The biggest difference between The Golden Palace and The Golden Girls was, of course, the absence of Bea Arthur’s Dorothy from the cast. While some reports had suggested that Arthur left due to a backstage feud with Betty White, there was never much evidence offered to support that notion. While the two women had differing work styles, they remained civil. What was confirmed was that Arthur told The Golden Girls producers during season 7 that she was ready to end her run playing Dorothy, as she felt there was nothing really left for the characters to do that hadn’t been done. She preferred to leave on a high note instead of dragging things out.
Yet, The Golden Girls was still a big enough hit that White, McClanahan, and Getty had no desire to leave the characters behind.
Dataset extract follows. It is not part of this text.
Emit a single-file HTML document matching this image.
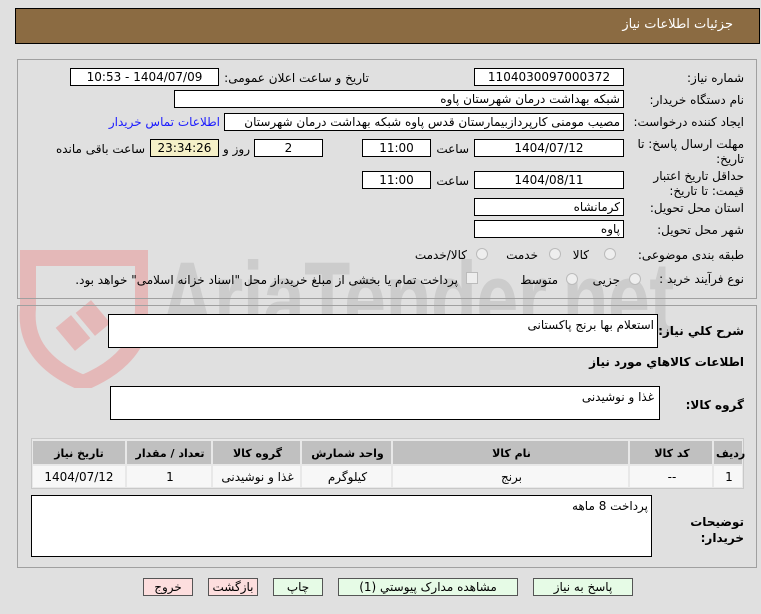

So after Dorothy was written out with a wedding, the house was sold, and the remaining women bought a hotel in Miami. They were then surprised to learn that almost all of the existing staff had been fired to cut costs prior to their purchase, leaving the ladies to run the place themselves, with the help of hotel manager Roland (Don Cheadle) and chef Chuy (Cheech Marin). This was one of future MCU star Cheadle’s first big roles. Notably, one Golden Palace episode saw Roland confront southern belle Blanche about her fondness for displaying the Confederate flag, leading to a conversation that’s still shockingly relevant all these years later.
Ratings for The Golden Palace started off strong, but viewership quickly fell off, and not even a two-episode return by Dorothy could salvage things. However, CBS, who had outbid The Golden Girls original network, NBC, for the rights to The Golden Palace, actually came very close to renewing the sequel for season 2. At one point, the network officially did so before changing its mind by the time the upcoming fall schedule had been announced. In the end, The Golden Palace only aired 24 episodes.